Lt. Commander Pam Elliot (retired) and Sgt. 1st Class Stacy Mathers Iske (retired) received honorary quilts Sunday from the Heartland Nebraska chapter of the Quilts of Valor.  

The women became the 65th and 66th veterans to receive the warm, heavy, handmade quilts from the Heartland chapter. The quilts were presented at the 20th Century Veterans Memorial in North Platte, with U.S. flags lining the memorial wall, carried by members of the Patriot Guard and the American Legion Riders.

The quilts are made in three layers and meant to provide comfort and show the gratitude of countrymen for the veterans’ service, sacrifice and valor.

Family and friends congratulated the veterans and took the opportunity to record the occasion with photographs.

Thus far this year, more than 20,000 Quilts of Valor have been awarded nationally, according to the Quilts of Valor Foundation.

Eight more quilts will be presented in North Platte on Veterans Day in ceremonies at the same location. The ceremony begins at 2 p.m.

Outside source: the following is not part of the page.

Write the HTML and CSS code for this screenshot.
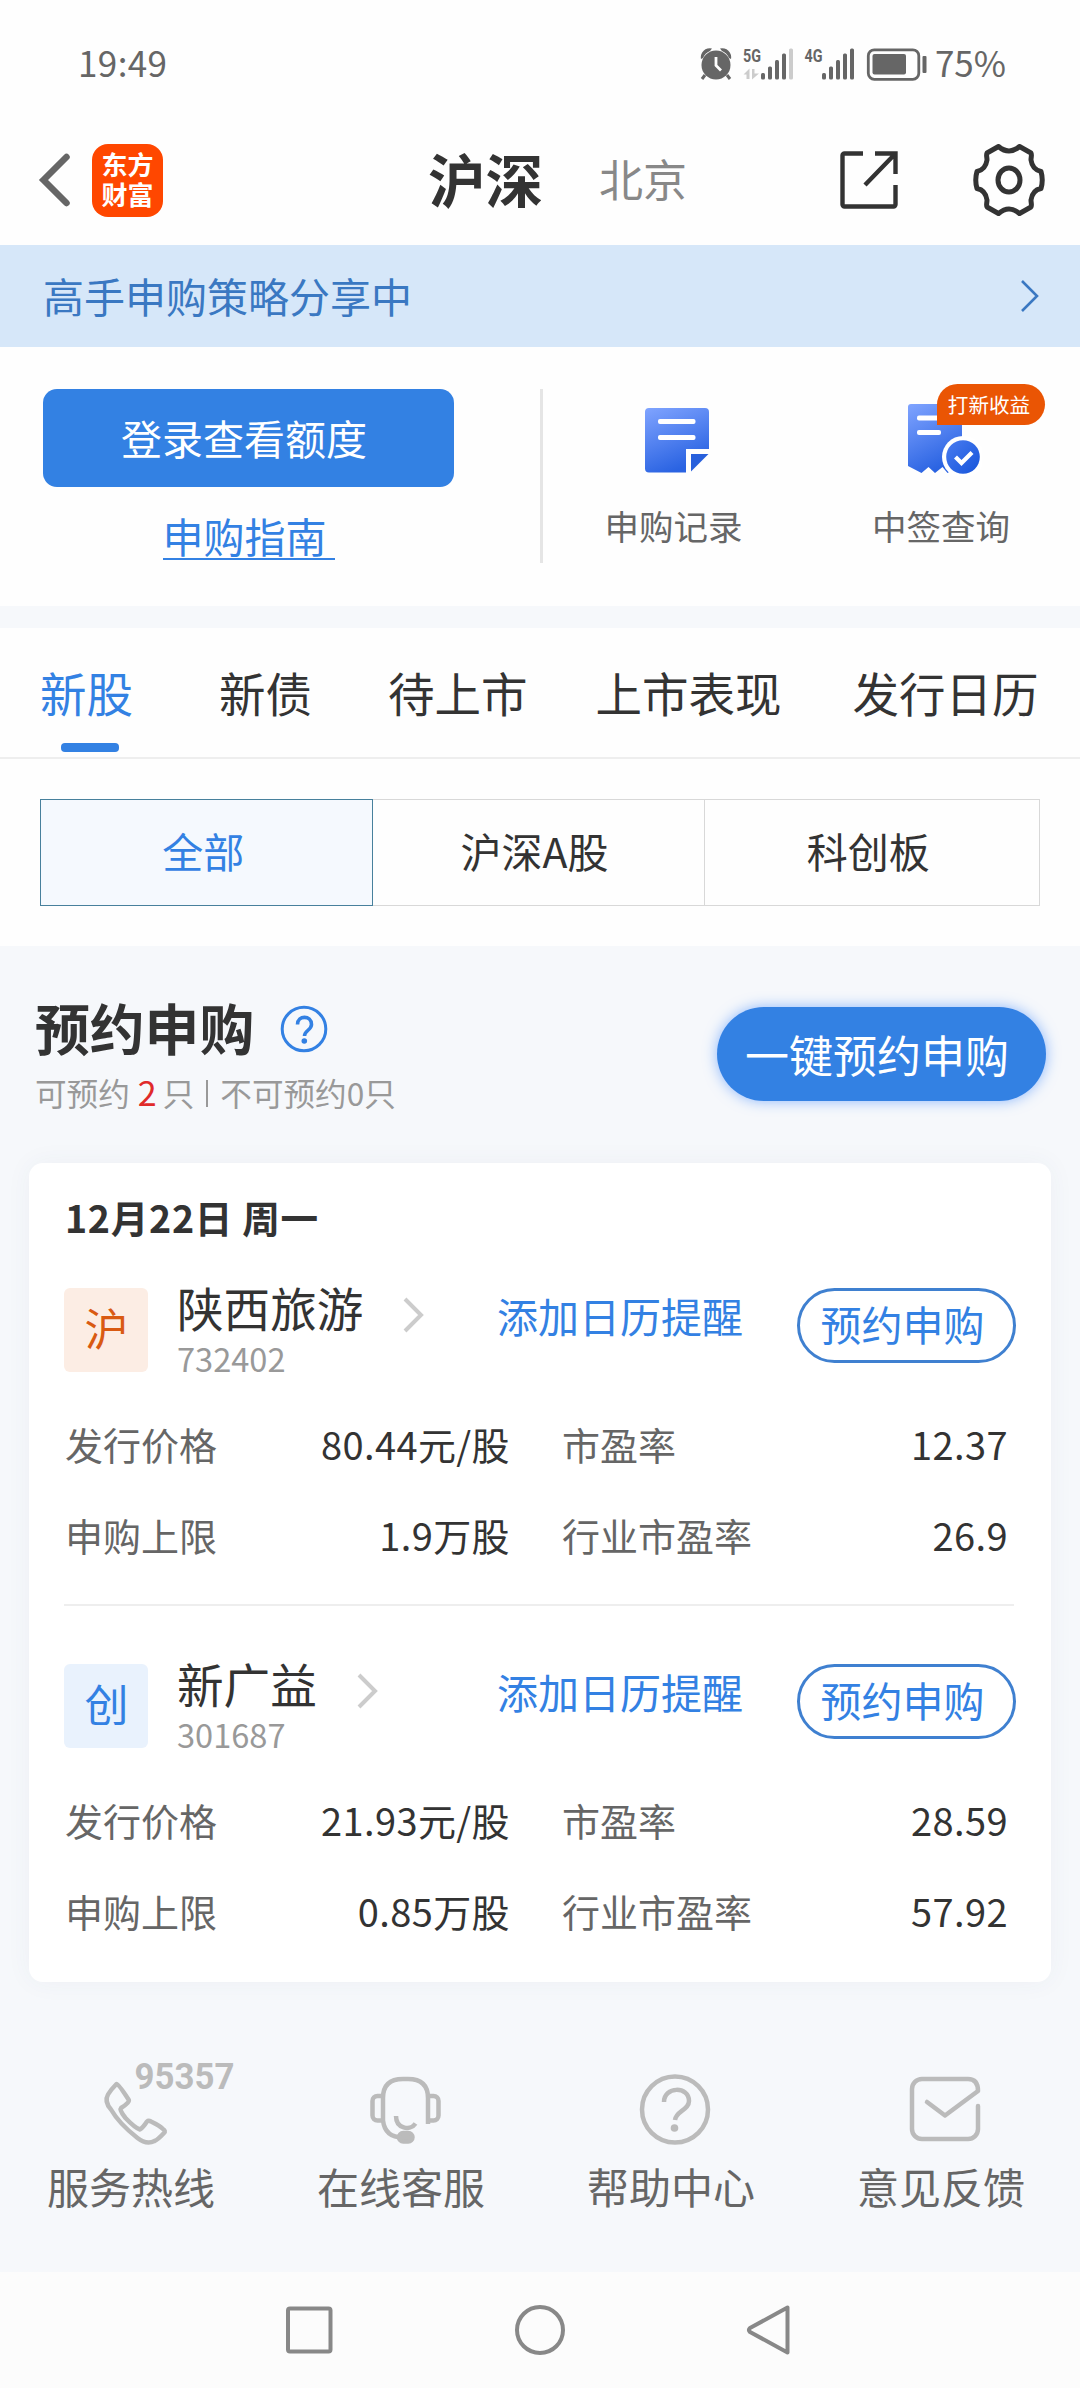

Anyone interested in nominating a veteran for a quilt can do so at www.qovf.org/nominations-awards

If you would like to play a part in North Platte’s branch of the Quilts of Valor Foundation, contact Chris Reinert at creinert1@charter.net for volunteer opportunities.

The Lincoln County quilters presented their first quilts on Veterans Day 2019. The chapter was recently recognized by Lincoln, Neb. chapter as the most active in Nebraska.

Members of the Patriot Guard and American Legion Riders present U.S. flags, providing a backdrop for the ceremony.

Pam Elliot is a native of Maxwell and nearly all her siblings live in the North Platte area.

She enlisted in the Navy in 1985 and served six years of active duty has a parachute rigger. Among many other assignments during her 35 year military career in both active and reserve duties, she was an executive officer of the deputy assistant secretary of the Navy – acquisition and procurement at the Pentagon. She holds a masters of business administration degree from National University.

Among her military decorations, she holds a joint serevice commendation medal in the Navy and Marine Corps. She currently lives in Colorado Springs and works for the Department of Homeland Security, cybersecurity infrastructure acquisition and financial management.

Elliot was nominated by her cousins, Margaret Ahola and Joey Dinapoli of Lincoln. She presented two bouquets of flowers to the Heatland chapter to thank them.

Stacy (Mathers) Iske was born and raised in North Platte. She enlisted in the Army reserves in high school in 1989 and was assigned to the 1013th Quartermasters. She completed basic training in 1990 and served 23 years in the reserves, active duty and Guard and Reserves. She earned a multitude of medals and ribbons, including the Meritorious Service Medal, National Defense Service Medal with Bronze Star Device and Expert Rifle Badge.

She served both in the U.S. and abroad, including a three-month assignment in Jordan in support of the war in Iraq. A year later, she became a career counselor for soldiers in the North Platte and McCook area, a position she held for six years. She was promoted to the rank of Master Sargent in 2012 but had to decline due to her retirement.

Others cannot judge what being touched by war means to individual veterans, said Chris Reinert of the Heartland Quilters and she announced the awards.

“We are privileged to recognize your service,” Reinert said.